|其他題名: ||A study of ancient Roman military service system|
|作者: ||江則誼;Chiang, Tze-yi|
|關鍵詞: ||古羅馬陸軍;兵役制度;民兵式陸軍;職業化陸軍;ancient Roman army;military service;militia army;professional army|
|上傳時間: ||2010-01-10 23:41:34 (UTC+8)|
Rome had its army when Rome was a small village on Tiber bank. The Earliest Roman army consisted of king, his bodyguard, and the members of clan-groups living in Rome. It was believed that the first Roman military structure was based on three ancient tribes. Each tribe provided 1000 men, these 3000 men formed a “Legio”, another 300 men, who could afford equip themselves with horses, made up a small body of cavalry. It is said that in the late 6th century B.C. the sixth king, Servius Tullius, conducted the first census of the Roman people and divided the population into classes according to their wealth.
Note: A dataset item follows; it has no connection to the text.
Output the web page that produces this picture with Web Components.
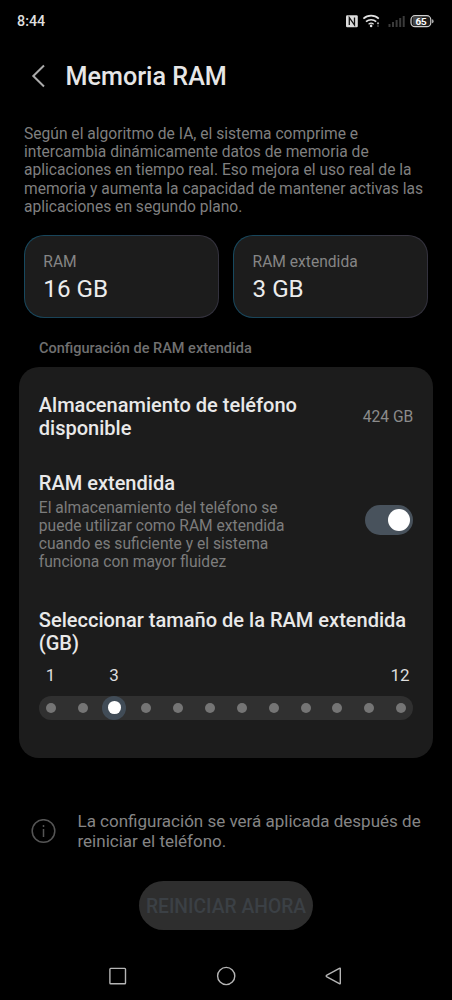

These “Servian Constitution” which divided into five classes was for voting purposes and eligibility for military service. However, it has been doubted that such a complex constitution was established at such early date. Originally a single class probably existed, composed of those able to afford to equip themselves, with the five classes developing later. For Roman citizen defense of the state was a duty, a responsibility and a privilege. With longer and more distant campaigns, recruiting soldiers became more and more difficult. Newly won provinces had to be held by garrison, and inevitably the part-time militia army changed to full-time professional one. The successive reductions in the property qualification for military service reflect a falling away in the number of small or middling proprietors who traditionally provided the bulk of the legions’ manpower. The change has sometimes been associated with Caius Marius. Military service became a career which lasted for much of a man’s adult life, soldiers were increasingly separated from civilians. After the civil war, Augustus increase the period of army service to 16 and then 20 years. In AD 6 he established a military treasury for discharge payment. Under the empire, legionaries were mostly volunteers, drawn initially from Italy, but increasingly from the provinces. The military system created under Augustus was still recognizable three centuries later.